The term author presumes something original
that was developed or originated by a particular
creator. Taking the term author or auctor as
derived from the Latin verb augere – to increase,
grow – we think of someone without whom there
would be no growth or development, someone
who has the authority (auctoritas), who is the
guarantor and model for the work in question.

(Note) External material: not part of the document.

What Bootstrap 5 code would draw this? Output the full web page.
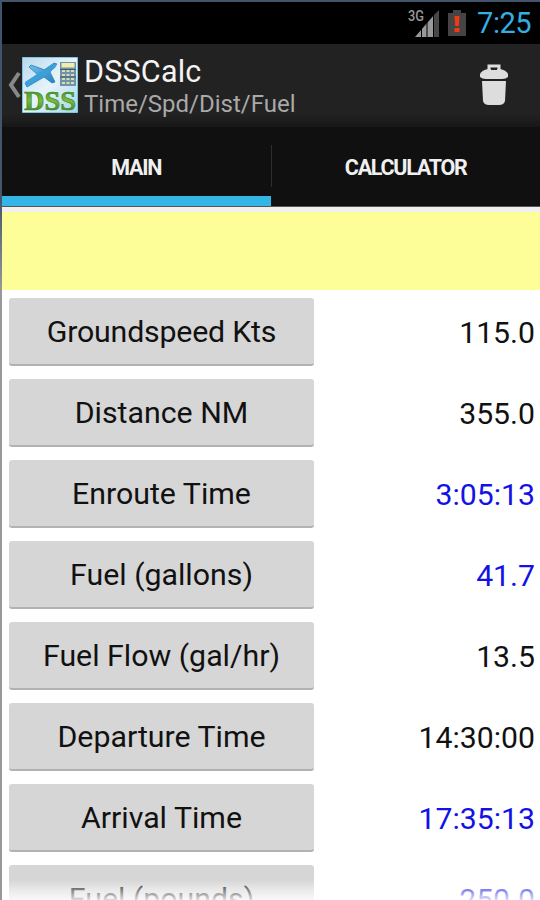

In our societies, authority is held by ministers
and masters, the powers-that-be in secular and
religious domains. Since auctoritas also implies
the creation or formulation of something original
and independent, the appearance of a copy
(identical to the original) becomes a threat to the
very existence of auctoritas. Since the invention
of artificial memories (apparatuses), the notion
of a mythical author creating original works in
solitude is in crisis.
The disappearance of the author began as early as the seventeenth century: John Amos Comenius recommended replacing the dictum of autos epha – magister dixit – with autopsia, that is, “go have a look at it yourself.” This finds its ultimate fulfillment with the advent of photography, for if images are generated automatically, an author is superfluous. Once the aura is gone, so is authority (Kommunikologie weiter denken, 2009, p. 137). Still, it would be mistaken to ask, “What difference does it make who is saying it,” or to proclaim the (final) death of the author. The author understood as an authority may vanish with technical images, but can then reappear, virtually, in a new creative form in the projection. This is the true rise of the actual creator, who stands before us in a new relationship: “‘I’ is […] what you say ‘you’ to” (“Die Stadt als Wellental in der Bilderflut,” in: Nachgeschichten, 1990, p. 177; translated from the German) – in other words, the one who recognizes himself via the other. A society of digital networks allows us to imagine anyone as a potential, equal participant in a telematic or virtual collective game; there are no historically privileged roles anymore. The auctor of the future becomes a part of expanded worlds in a (intersubjective) game with others, as creator and projection of augmented realities. The result may be new, immeasurable information.